Read the listing below and copy out every line that holds "React".

[Front-end source files]
————
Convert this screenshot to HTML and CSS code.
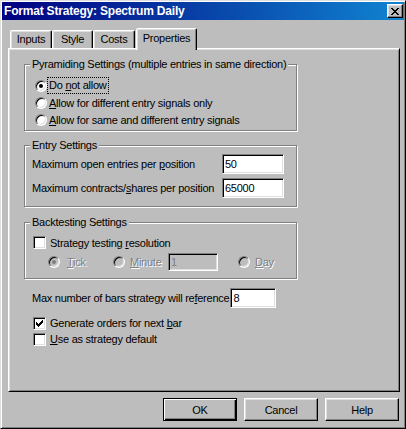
FILE: index.html
```html
<!DOCTYPE html>
<html lang="en">
<head>
    <meta charset="UTF-8">
    <title>Format Strategy: Spectrum Daily</title>
    <link rel="stylesheet" href="styles.css">
</head>
<body>
    <div class="window">
        <div class="titlebar">
            <span class="title">Format Strategy: Spectrum Daily</span>
            <span class="close">
                <svg width="8" height="7" viewBox="0 0 8 7"><path d="M0 0h2v1H0zM6 0h2v1H6zM1 1h2v1H1zM5 1h2v1H5zM2 2h4v1H2zM3 3h2v1H3zM2 4h4v1H2zM1 5h2v1H1zM5 5h2v1H5zM0 6h2v1H0zM6 6h2v1H6z" fill="#000"/></svg>
            </span>
        </div>

        <div class="client">
            <div class="tabs">
                <div class="tab tab-inputs">Inputs</div>
                <div class="tab tab-style">Style</div>
                <div class="tab tab-costs">Costs</div>
                <div class="tab active">Properties</div>
            </div>

            <div class="panel">
                <div class="group pyramid">
                    <div class="legend">Pyramiding Settings (multiple entries in same direction)</div>
                    <div class="option first">
                        <span class="radio on"></span><span class="focus">Do <u>n</u>ot allow</span>
                    </div>
                    <div class="option">
                        <span class="radio"></span><span class="text"><u>A</u>llow for different entry signals only</span>
                    </div>
                    <div class="option">
                        <span class="radio"></span><span class="text"><u>A</u>llow for same and different entry signals</span>
                    </div>
                </div>

                <div class="group entry">
                    <div class="legend">Entry Settings</div>
                    <div class="field first">
                        <span>Maximum open entries per <u>p</u>osition</span>
                        <span class="textbox">50</span>
                    </div>
                    <div class="field">
                        <span>Maximum contracts/<u>s</u>hares per position</span>
                        <span class="textbox">65000</span>
                    </div>
                </div>

                <div class="group backtest">
                    <div class="legend">Backtesting Settings</div>
                    <div class="check-row first">
                        <span class="checkbox"></span><span class="text">Strategy testing <u>r</u>esolution</span>
                    </div>
                    <div class="resolution">
                        <span class="opt opt-tick"><span class="radio on disabled"></span><span class="dim"><u>T</u>ick</span></span>
                        <span class="opt opt-minute"><span class="radio disabled"></span><span class="dim"><u>M</u>inute</span></span>
                        <span class="textbox disabled">1</span>
                        <span class="opt opt-day"><span class="radio disabled"></span><span class="dim"><u>D</u>ay</span></span>
                    </div>
                </div>

                <div class="bars">
                    <span>Max number of bars strategy will re<u>f</u>erence</span>
                    <span class="textbox small">8</span>
                </div>

                <div class="check-row loose first">
                    <span class="checkbox">
                        <svg width="11" height="11" viewBox="0 0 11 11"><path d="M2 4h1v1h1v1h1v-1h1v-1h1v-1h1v-1h1v3h-1v1h-1v1h-1v1h-1v1h-1v-1h-1v-1h-1z" fill="#000"/></svg>
                    </span>
                    <span class="text">Generate orders for next <u>b</u>ar</span>
                </div>
                <div class="check-row loose">
                    <span class="checkbox"></span><span class="text"><u>U</u>se as strategy default</span>
                </div>
            </div>

            <div class="buttons">
                <button class="default">OK</button>
                <button>Cancel</button>
                <button>Help</button>
            </div>
        </div>
    </div>
</body>
</html>
```

FILE: styles.css
```css
* {
    box-sizing: border-box;
}
body {
    margin: 0;
    background: #bdbdbd;
    font-family: "Liberation Sans", Arial, sans-serif;
    font-size: 11px;
    letter-spacing: -0.25px;
    color: #000;
    white-space: nowrap;
}
u {
    text-decoration: underline;
    text-underline-offset: 1px;
}
.window {
    width: 406px;
    height: 429px;
    padding: 1px;
    background: #bdbdbd;
    border: 1px solid;
    border-color: #dfdfdf #000 #000 #dfdfdf;
    box-shadow: inset 1px 1px #fff, inset -1px -1px #808080;
}
.titlebar {
    height: 18px;
    display: flex;
    align-items: center;
    justify-content: space-between;
    padding: 0 1px 0 2px;
    background: linear-gradient(to right, #000080, #1084d0);
}
.title {
    color: #fff;
    font-weight: bold;
    font-size: 12px;
    letter-spacing: -0.2px;
}
.close {
    width: 16px;
    height: 14px;
    display: flex;
    align-items: center;
    justify-content: center;
    background: #bdbdbd;
    border: 1px solid;
    border-color: #fff #000 #000 #fff;
    box-shadow: inset -1px -1px #808080, inset 1px 1px #dfdfdf;
}
.client {
    padding: 8px 0 0 6px;
}

/* tabs */
.tabs {
    display: flex;
    align-items: flex-end;
    height: 20px;
    padding-left: 2px;
}
.tab {
    height: 18px;
    line-height: 17px;
    text-align: center;
    border: 1px solid;
    border-bottom: none;
    border-color: #fff #000 transparent #fff;
    border-radius: 2px 2px 0 0;
    box-shadow: inset -1px 0 #808080, inset 1px 1px #dfdfdf;
}
.tab-inputs { width: 42px; }
.tab-style { width: 41px; }
.tab-costs { width: 42px; }
.tab.active {
    width: 61px;
    height: 22px;
    line-height: 18px;
    margin: 0 0 -2px 1px;
    position: relative;
    z-index: 1;
    background: #bdbdbd;
}

/* main panel */
.panel {
    width: 392px;
    height: 344px;
    padding: 15px 0 0 15px;
    border: 1px solid;
    border-color: #fff #000 #000 #fff;
    box-shadow: inset 1px 1px #dfdfdf, inset -1px -1px #808080;
}
.group {
    width: 273px;
    display: flex;
    flex-direction: column;
    padding: 0 12px 0 7px;
    border: 1px solid #808080;
    box-shadow: inset 1px 1px #fff, 1px 1px #fff;
}
.legend {
    align-self: flex-start;
    height: 13px;
    line-height: 13px;
    margin: -7px 0 0 -2px;
    padding: 0 2px;
    background: #bdbdbd;
}
.pyramid {
    height: 67px;
}
.entry {
    height: 62px;
    margin-top: 14px;
}
.backtest {
    height: 57px;
    margin-top: 15px;
}

/* radios and checks */
.option {
    height: 17px;
    display: flex;
    align-items: center;
    padding-left: 3px;
}
.option.first {
    margin-top: 6px;
}
.radio {
    flex: none;
    position: relative;
    width: 12px;
    height: 12px;
    border-radius: 50%;
    background: #fff;
    border: 1px solid;
    border-color: #808080 #fff #fff #808080;
    box-shadow: inset 1px 1px #000, inset -1px -1px #dfdfdf;
}
.radio.on::after {
    content: "";
    position: absolute;
    left: 3px;
    top: 3px;
    width: 4px;
    height: 4px;
    border-radius: 50%;
    background: #000;
}
.radio.disabled {
    background: #bdbdbd;
}
.radio.disabled::after {
    background: #808080;
}
.option .text {
    margin-left: 2px;
}
.focus {
    margin-left: 1px;
    padding: 1px 1px;
    line-height: 13px;
    outline: 1px dotted #000;
}
.checkbox {
    flex: none;
    width: 13px;
    height: 13px;
    background: #fff;
    border: 1px solid;
    border-color: #808080 #fff #fff #808080;
    box-shadow: inset 1px 1px #000, inset -1px -1px #dfdfdf;
}
.checkbox svg {
    display: block;
}
.check-row {
    height: 17px;
    display: flex;
    align-items: center;
    padding-left: 1px;
}
.check-row.first {
    margin-top: 5px;
}
.check-row .text {
    margin-left: 4px;
}
.check-row.loose {
    height: 16px;
    padding-left: 9px;
}
.check-row.loose.first {
    margin-top: 7px;
}

/* text fields */
.field {
    height: 20px;
    display: flex;
    align-items: center;
    justify-content: space-between;
    margin-top: 4px;
}
.field.first {
    margin-top: 2px;
}
.textbox {
    flex: none;
    width: 62px;
    height: 20px;
    line-height: 18px;
    padding-left: 2px;
    background: #fff;
    border: 1px solid;
    border-color: #808080 #fff #fff #808080;
    box-shadow: inset 1px 1px #000, inset -1px -1px #dfdfdf;
}
.textbox.small {
    width: 46px;
    margin-left: 1px;
}
.textbox.disabled {
    width: 50px;
    height: 18px;
    line-height: 16px;
    background: #bdbdbd;
    color: #808080;
}

/* resolution row */
.resolution {
    height: 20px;
    margin-top: 1px;
    display: flex;
    align-items: center;
    padding-left: 16px;
}
.opt {
    display: flex;
    align-items: center;
}
.opt-tick { width: 65px; }
.opt-minute { width: 55px; }
.opt-day { margin-left: 20px; }
.dim {
    color: #808080;
    text-shadow: 1px 1px #fff;
    margin-left: 5px;
}
.opt-tick .dim {
    margin-left: 7px;
}

.bars {
    height: 20px;
    margin-top: 9px;
    padding-left: 8px;
    display: flex;
    align-items: center;
}

/* dialog buttons */
.buttons {
    display: flex;
    justify-content: flex-end;
    gap: 7px;
    margin-top: 6px;
    padding-right: 5px;
}
button {
    width: 74px;
    height: 23px;
    padding: 0;
    font-family: inherit;
    font-size: 11px;
    letter-spacing: -0.25px;
    color: #000;
    background: #bdbdbd;
    border: 1px solid;
    border-color: #fff #000 #000 #fff;
    box-shadow: inset -1px -1px #808080, inset 1px 1px #dfdfdf;
}
button.default {
    border-color: #000;
    box-shadow: inset 1px 1px #fff, inset -1px -1px #000, inset -2px -2px #808080;
}
```
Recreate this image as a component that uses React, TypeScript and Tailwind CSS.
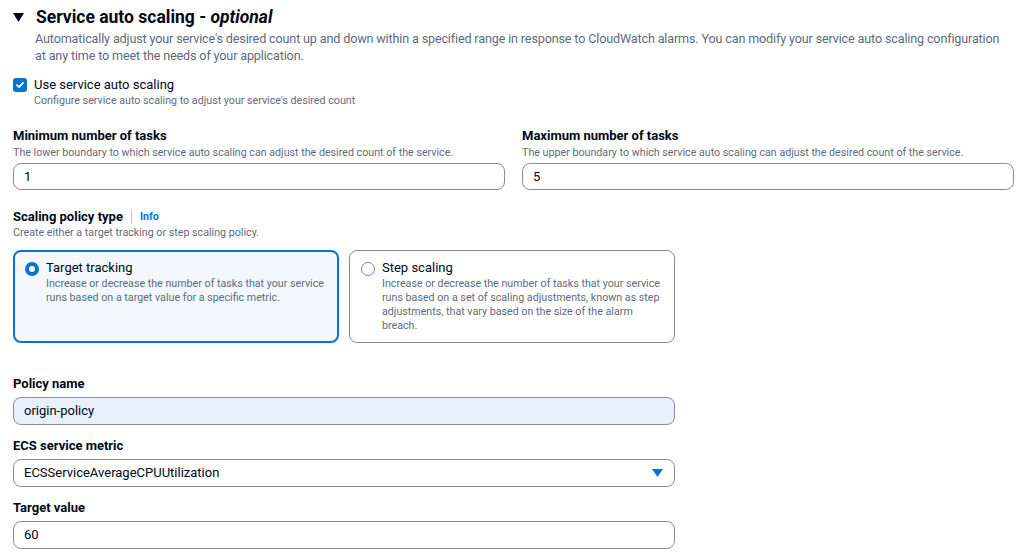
const font = { fontFamily: 'Roboto, "Open Sans", sans-serif' };

function Field({ label, hint, value }: { label: string; hint: string; value: string }) {
  return (
    <div className="flex flex-col">
      <div className="text-[13px] font-bold leading-[18px] text-[#000716]">{label}</div>
      <div className="text-[10.7px] leading-[15px] text-[#5f6b7a]">{hint}</div>
      <div className="mt-[3px] h-[27px] rounded-[8px] border border-[#8c8c94] px-[10px] flex items-center text-[13px] text-[#000716]">
        {value}
      </div>
    </div>
  );
}

function Radio({ checked }: { checked: boolean }) {
  return checked ? (
    <span className="mt-[3px] w-[14px] h-[14px] rounded-full bg-[#0972d3] flex items-center justify-center shrink-0">
      <span className="w-[6px] h-[6px] rounded-full bg-white" />
    </span>
  ) : (
    <span className="mt-[3px] w-[14px] h-[14px] rounded-full border-[1.5px] border-[#7d8998] bg-white shrink-0" />
  );
}

function Tile({ title, text, checked }: { title: string; text: string; checked: boolean }) {
  return (
    <div
      className={
        checked
          ? "w-[326px] h-[93px] rounded-[8px] border-2 border-[#0972d3] bg-[#f2f8fd] pl-[10px] pr-[6px] pt-[7px] flex gap-[7px]"
          : "w-[326px] h-[93px] rounded-[8px] border border-[#8c8c94] bg-white pl-[11px] pr-[7px] pt-[8px] flex gap-[7px]"
      }
    >
      <Radio checked={checked} />
      <div className="flex flex-col">
        <div className="text-[13px] leading-[18px] text-[#000716]">{title}</div>
        <div className="text-[10.7px] leading-[14px] text-[#5f6b7a]">{text}</div>
      </div>
    </div>
  );
}

function Stack({ label, children }: { label: string; children: React.ReactNode }) {
  return (
    <div className="flex flex-col w-[662px]">
      <div className="text-[13px] font-bold leading-[18px] text-[#000716]">{label}</div>
      <div className="mt-[4px]">{children}</div>
    </div>
  );
}

export default function App() {
  return (
    <div className="w-[1024px] h-[560px] bg-white overflow-hidden px-[13px] pt-[5px]" style={font}>
      <div className="flex items-center gap-[12px]">
        <svg width="11" height="9" viewBox="0 0 11 9">
          <path d="M0 0h11L5.5 9z" fill="#000716" />
        </svg>
        <h2 className="text-[17.5px] font-bold leading-[24px] text-[#000716]">
          Service auto scaling - <i>optional</i>
        </h2>
      </div>
      <p className="ml-[22px] mt-[1px] text-[12.6px] tracking-[-0.15px] leading-[17px] text-[#5f6b7a] whitespace-nowrap">
        Automatically adjust your service's desired count up and down within a specified range in response to
        CloudWatch alarms. You can modify your service auto scaling configuration
        <br />
        at any time to meet the needs of your application.
      </p>

      <div className="mt-[12px] flex gap-[7px]">
        <span className="mt-[2px] w-[14px] h-[14px] rounded-[3px] bg-[#0972d3] flex items-center justify-center shrink-0">
          <svg width="10" height="10" viewBox="0 0 10 10">
            <path d="M2 5.2l2 2 4-4.4" stroke="white" strokeWidth="1.8" fill="none" strokeLinecap="round" strokeLinejoin="round" />
          </svg>
        </span>
        <div className="flex flex-col">
          <div className="text-[13px] leading-[18px] text-[#000716]">Use service auto scaling</div>
          <div className="text-[10.7px] leading-[14px] text-[#5f6b7a]">
            Configure service auto scaling to adjust your service's desired count
          </div>
        </div>
      </div>

      <div className="mt-[19px] grid grid-cols-2 gap-[17px] w-[1001px]">
        <Field
          label="Minimum number of tasks"
          hint="The lower boundary to which service auto scaling can adjust the desired count of the service."
          value="1"
        />
        <Field
          label="Maximum number of tasks"
          hint="The upper boundary to which service auto scaling can adjust the desired count of the service."
          value="5"
        />
      </div>

      <div className="mt-[18px] flex items-center gap-[8px]">
        <span className="text-[13px] font-bold leading-[18px] text-[#000716]">Scaling policy type</span>
        <span className="w-px h-[14px] bg-[#c6c6cd]" />
        <span className="text-[10.7px] font-bold text-[#0972d3]">Info</span>
      </div>
      <div className="text-[10.7px] leading-[14px] text-[#5f6b7a]">Create either a target tracking or step scaling policy.</div>

      <div className="mt-[10px] flex gap-[10px]">
        <Tile
          checked
          title="Target tracking"
          text="Increase or decrease the number of tasks that your service runs based on a target value for a specific metric."
        />
        <Tile
          checked={false}
          title="Step scaling"
          text="Increase or decrease the number of tasks that your service runs based on a set of scaling adjustments, known as step adjustments, that vary based on the size of the alarm breach."
        />
      </div>

      <div className="mt-[32px] flex flex-col gap-[12px]">
        <Stack label="Policy name">
          <div className="h-[28px] rounded-[8px] border border-[#8c8c94] bg-[#e8f0fe] px-[10px] flex items-center text-[13px] text-[#000716]">
            origin-policy
          </div>
        </Stack>
        <Stack label="ECS service metric">
          <div className="h-[28px] rounded-[8px] border border-[#8c8c94] px-[10px] flex items-center justify-between text-[13px] text-[#000716]">
            <span>ECSServiceAverageCPUUtilization</span>
            <svg width="11" height="8" viewBox="0 0 11 8" className="mr-[1px]">
              <path d="M0 0h11L5.5 8z" fill="#0972d3" />
            </svg>
          </div>
        </Stack>
        <Stack label="Target value">
          <div className="h-[28px] rounded-[8px] border border-[#8c8c94] px-[10px] flex items-center text-[13px] text-[#000716]">
            60
          </div>
        </Stack>
      </div>
    </div>
  );
}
————
*The output:*
Recreate this image as a component that uses React, TypeScript and Tailwind CSS.
function Stack({ label, children }: { label: string; children: React.ReactNode }) {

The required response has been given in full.